The project is configured with output: "export" for static hosting. Deploy the out/ directory to any static host (GitHub Pages, Vercel, Netlify, S3).

8

Customize the UI

The design system uses Tailwind CSS with shadcn-style tokens. Theme colors are defined in globals.css as CSS custom properties. Both light and dark modes are supported via next-themes.

To change the primary accent, update the --primary HSL values in your CSS.

9

Extend the Pipeline

The inference pipeline lives in src/workers/workerPipeline.ts.

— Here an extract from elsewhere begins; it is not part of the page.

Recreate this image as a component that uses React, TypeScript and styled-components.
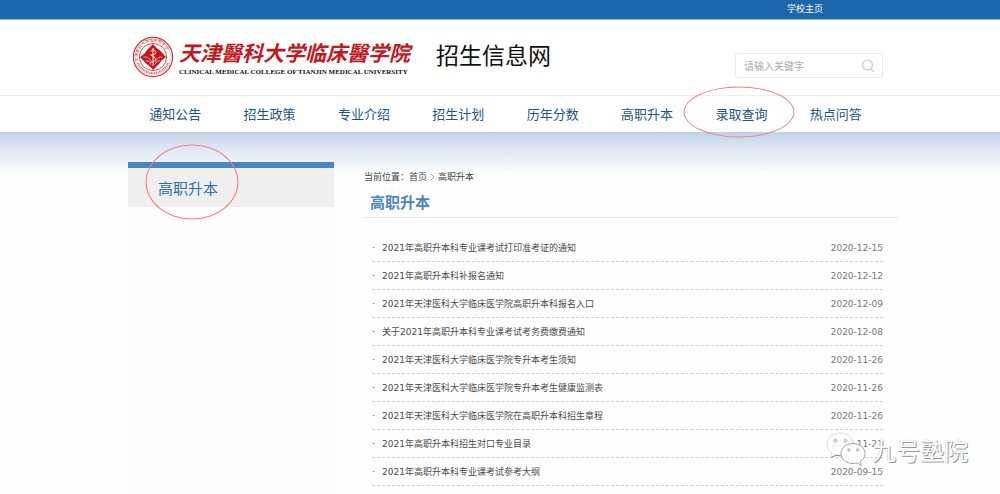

All model loading, pre-processing, inference, and post-processing happens inside this Web Worker.

To add custom post-processing (e.g., counting objects, tracking across frames), modify the worker's message handler or add new utility functions in src/utils/.

10

Personalize & Customize

To make this application your own, you will want to update several hardcoded default parameters scattered throughout the codebase.

1. Default Confidence Rate

The default confidence threshold is set to 0.55 (55%). To change the starting value for the slider, update DEFAULT_SCORE_THRESHOLD in src/hooks/useYoloModel.ts.

2. Dataset Classes

The default 80 COCO classes are stored in src/utils/yolo_classes.json. Update this file with your own dataset classes so the UI correctly auto-colors your bounding boxes.

3. Application URLs & Links

The GitHub link in the top right is located inside src/components/Header.tsx. You should also update the URLs in the package.json file.

4. Built-in Models

The default available models in the dropdown (e.g., YOLO11 Nano, Nano Seg) are hardcoded inside the Select menu in src/components/media-display/StatusBar.tsx. Update or remove the SelectItem elements to match the models in your public/models/ folder.

Common Issues

  • Model cache stale? Clear the yolo-model-cachein DevTools → Application → Cache Storage. The app caches models in IndexedDB and doesn't auto-invalidate.
  • WebGPU not available? Check chrome://flags/#enable-unsafe-webgpu. On Linux, you may also need --enable-features=Vulkan.
  • Camera permission denied? Ensure you're on localhost or HTTPS. Browsers block camera access on insecure origins.